#### [GIVEN DATA]
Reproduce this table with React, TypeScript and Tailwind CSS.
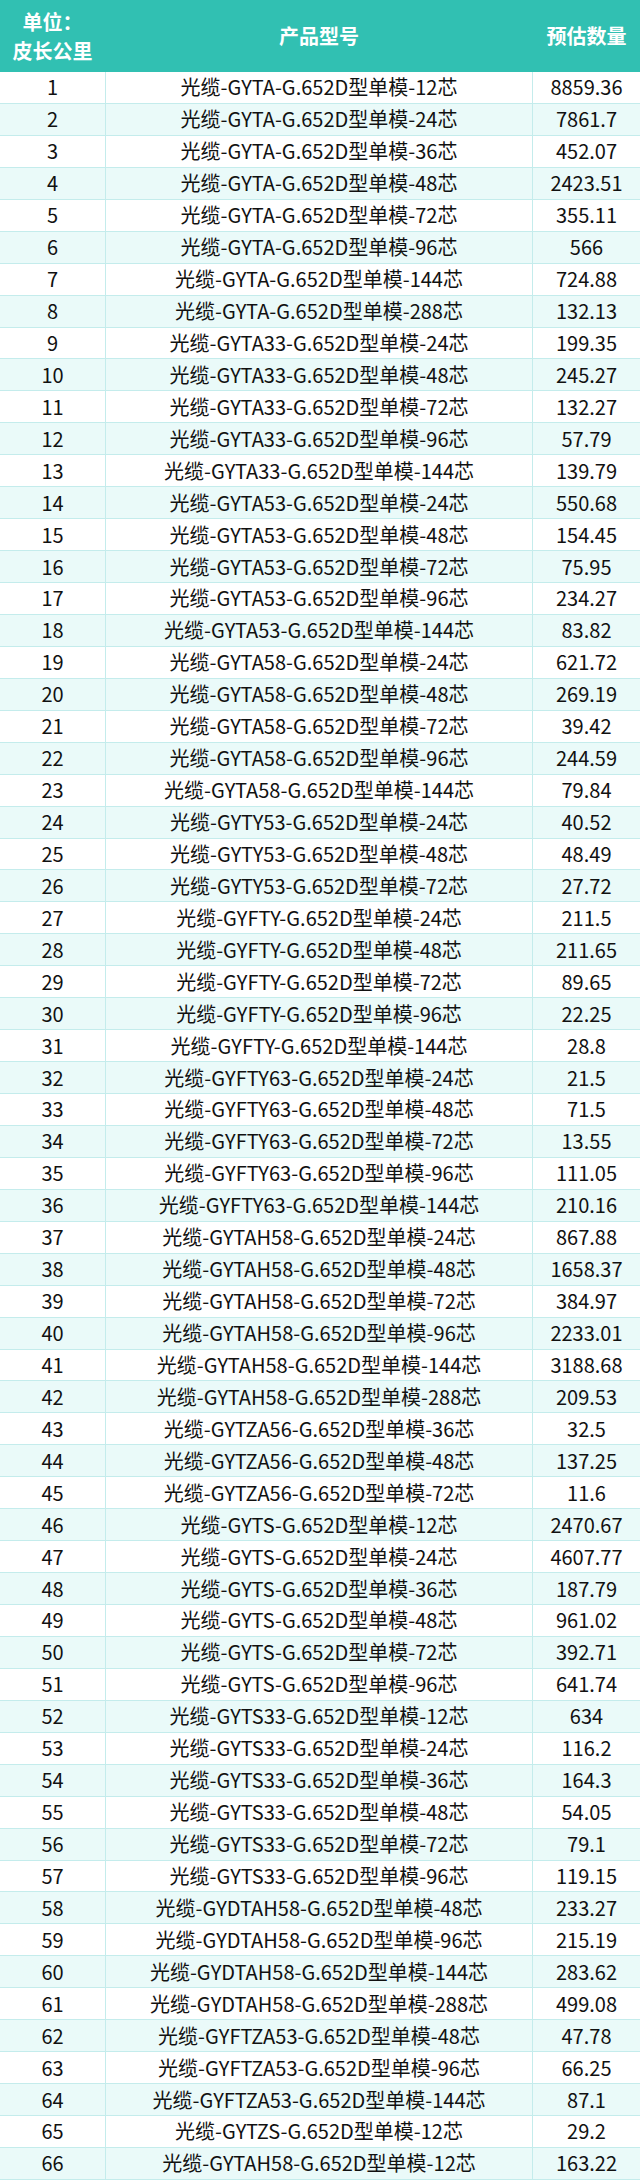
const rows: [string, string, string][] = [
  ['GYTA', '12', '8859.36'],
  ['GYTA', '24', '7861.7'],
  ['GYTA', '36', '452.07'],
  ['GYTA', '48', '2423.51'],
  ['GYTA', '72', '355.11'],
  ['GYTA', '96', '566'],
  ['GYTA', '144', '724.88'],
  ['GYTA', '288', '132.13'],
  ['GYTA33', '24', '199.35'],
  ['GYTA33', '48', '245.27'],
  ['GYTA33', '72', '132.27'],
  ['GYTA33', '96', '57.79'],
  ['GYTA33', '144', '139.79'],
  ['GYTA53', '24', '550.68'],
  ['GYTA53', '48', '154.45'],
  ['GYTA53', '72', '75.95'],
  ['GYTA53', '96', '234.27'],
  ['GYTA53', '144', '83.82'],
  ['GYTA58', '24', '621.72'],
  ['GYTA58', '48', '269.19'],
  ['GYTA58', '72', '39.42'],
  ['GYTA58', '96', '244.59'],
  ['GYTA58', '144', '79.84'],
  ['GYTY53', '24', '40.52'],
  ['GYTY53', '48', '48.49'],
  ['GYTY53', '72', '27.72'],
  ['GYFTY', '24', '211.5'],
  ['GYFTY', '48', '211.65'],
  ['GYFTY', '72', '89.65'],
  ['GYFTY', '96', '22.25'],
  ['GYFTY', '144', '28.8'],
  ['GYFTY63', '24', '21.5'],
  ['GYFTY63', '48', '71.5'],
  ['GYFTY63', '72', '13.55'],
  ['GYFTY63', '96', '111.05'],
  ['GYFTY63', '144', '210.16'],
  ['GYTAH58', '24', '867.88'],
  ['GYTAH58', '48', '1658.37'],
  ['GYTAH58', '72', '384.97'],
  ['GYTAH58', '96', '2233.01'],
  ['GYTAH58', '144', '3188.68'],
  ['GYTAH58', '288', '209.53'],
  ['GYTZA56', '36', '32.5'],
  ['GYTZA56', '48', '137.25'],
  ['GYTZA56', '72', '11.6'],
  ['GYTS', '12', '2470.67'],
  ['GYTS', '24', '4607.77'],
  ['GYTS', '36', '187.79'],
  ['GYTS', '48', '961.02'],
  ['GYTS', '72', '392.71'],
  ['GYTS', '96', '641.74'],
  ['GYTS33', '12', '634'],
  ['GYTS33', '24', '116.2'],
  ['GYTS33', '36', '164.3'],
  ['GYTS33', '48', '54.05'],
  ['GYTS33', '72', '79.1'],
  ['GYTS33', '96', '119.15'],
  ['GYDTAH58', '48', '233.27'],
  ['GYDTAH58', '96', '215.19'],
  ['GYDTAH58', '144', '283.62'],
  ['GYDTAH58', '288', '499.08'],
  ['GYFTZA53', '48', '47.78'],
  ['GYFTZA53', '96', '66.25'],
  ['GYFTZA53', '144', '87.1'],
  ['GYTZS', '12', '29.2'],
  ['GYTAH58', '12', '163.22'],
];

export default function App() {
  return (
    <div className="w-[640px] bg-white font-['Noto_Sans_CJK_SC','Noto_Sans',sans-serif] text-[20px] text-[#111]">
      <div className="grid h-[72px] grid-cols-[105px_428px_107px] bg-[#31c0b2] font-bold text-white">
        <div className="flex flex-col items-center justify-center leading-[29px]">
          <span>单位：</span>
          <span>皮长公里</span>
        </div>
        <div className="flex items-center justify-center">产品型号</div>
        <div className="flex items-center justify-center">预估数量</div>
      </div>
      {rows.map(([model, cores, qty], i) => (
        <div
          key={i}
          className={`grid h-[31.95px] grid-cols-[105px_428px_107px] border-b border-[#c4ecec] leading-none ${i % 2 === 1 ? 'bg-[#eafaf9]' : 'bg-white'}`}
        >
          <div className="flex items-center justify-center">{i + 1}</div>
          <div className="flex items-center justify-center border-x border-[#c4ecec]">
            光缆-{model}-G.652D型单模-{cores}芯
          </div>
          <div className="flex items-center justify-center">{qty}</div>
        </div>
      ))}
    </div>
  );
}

#### [STATED EXERCISE]
Print out the whole of the material word for word, without pictures.

#### [OUTPUT FOR THIS TASK]
Reproduce this table with React, TypeScript and Tailwind CSS.
const rows: [string, string, string][] = [
  ['GYTA', '12', '8859.36'],
  ['GYTA', '24', '7861.7'],
  ['GYTA', '36', '452.07'],
  ['GYTA', '48', '2423.51'],
  ['GYTA', '72', '355.11'],
  ['GYTA', '96', '566'],
  ['GYTA', '144', '724.88'],
  ['GYTA', '288', '132.13'],
  ['GYTA33', '24', '199.35'],
  ['GYTA33', '48', '245.27'],
  ['GYTA33', '72', '132.27'],
  ['GYTA33', '96', '57.79'],
  ['GYTA33', '144', '139.79'],
  ['GYTA53', '24', '550.68'],
  ['GYTA53', '48', '154.45'],
  ['GYTA53', '72', '75.95'],
  ['GYTA53', '96', '234.27'],
  ['GYTA53', '144', '83.82'],
  ['GYTA58', '24', '621.72'],
  ['GYTA58', '48', '269.19'],
  ['GYTA58', '72', '39.42'],
  ['GYTA58', '96', '244.59'],
  ['GYTA58', '144', '79.84'],
  ['GYTY53', '24', '40.52'],
  ['GYTY53', '48', '48.49'],
  ['GYTY53', '72', '27.72'],
  ['GYFTY', '24', '211.5'],
  ['GYFTY', '48', '211.65'],
  ['GYFTY', '72', '89.65'],
  ['GYFTY', '96', '22.25'],
  ['GYFTY', '144', '28.8'],
  ['GYFTY63', '24', '21.5'],
  ['GYFTY63', '48', '71.5'],
  ['GYFTY63', '72', '13.55'],
  ['GYFTY63', '96', '111.05'],
  ['GYFTY63', '144', '210.16'],
  ['GYTAH58', '24', '867.88'],
  ['GYTAH58', '48', '1658.37'],
  ['GYTAH58', '72', '384.97'],
  ['GYTAH58', '96', '2233.01'],
  ['GYTAH58', '144', '3188.68'],
  ['GYTAH58', '288', '209.53'],
  ['GYTZA56', '36', '32.5'],
  ['GYTZA56', '48', '137.25'],
  ['GYTZA56', '72', '11.6'],
  ['GYTS', '12', '2470.67'],
  ['GYTS', '24', '4607.77'],
  ['GYTS', '36', '187.79'],
  ['GYTS', '48', '961.02'],
  ['GYTS', '72', '392.71'],
  ['GYTS', '96', '641.74'],
  ['GYTS33', '12', '634'],
  ['GYTS33', '24', '116.2'],
  ['GYTS33', '36', '164.3'],
  ['GYTS33', '48', '54.05'],
  ['GYTS33', '72', '79.1'],
  ['GYTS33', '96', '119.15'],
  ['GYDTAH58', '48', '233.27'],
  ['GYDTAH58', '96', '215.19'],
  ['GYDTAH58', '144', '283.62'],
  ['GYDTAH58', '288', '499.08'],
  ['GYFTZA53', '48', '47.78'],
  ['GYFTZA53', '96', '66.25'],
  ['GYFTZA53', '144', '87.1'],
  ['GYTZS', '12', '29.2'],
  ['GYTAH58', '12', '163.22'],
];

export default function App() {
  return (
    <div className="w-[640px] bg-white font-['Noto_Sans_CJK_SC','Noto_Sans',sans-serif] text-[20px] text-[#111]">
      <div className="grid h-[72px] grid-cols-[105px_428px_107px] bg-[#31c0b2] font-bold text-white">
        <div className="flex flex-col items-center justify-center leading-[29px]">
          <span>单位：</span>
          <span>皮长公里</span>
        </div>
        <div className="flex items-center justify-center">产品型号</div>
        <div className="flex items-center justify-center">预估数量</div>
      </div>
      {rows.map(([model, cores, qty], i) => (
        <div
          key={i}
          className={`grid h-[31.95px] grid-cols-[105px_428px_107px] border-b border-[#c4ecec] leading-none ${i % 2 === 1 ? 'bg-[#eafaf9]' : 'bg-white'}`}
        >
          <div className="flex items-center justify-center">{i + 1}</div>
          <div className="flex items-center justify-center border-x border-[#c4ecec]">
            光缆-{model}-G.652D型单模-{cores}芯
          </div>
          <div className="flex items-center justify-center">{qty}</div>
        </div>
      ))}
    </div>
  );
}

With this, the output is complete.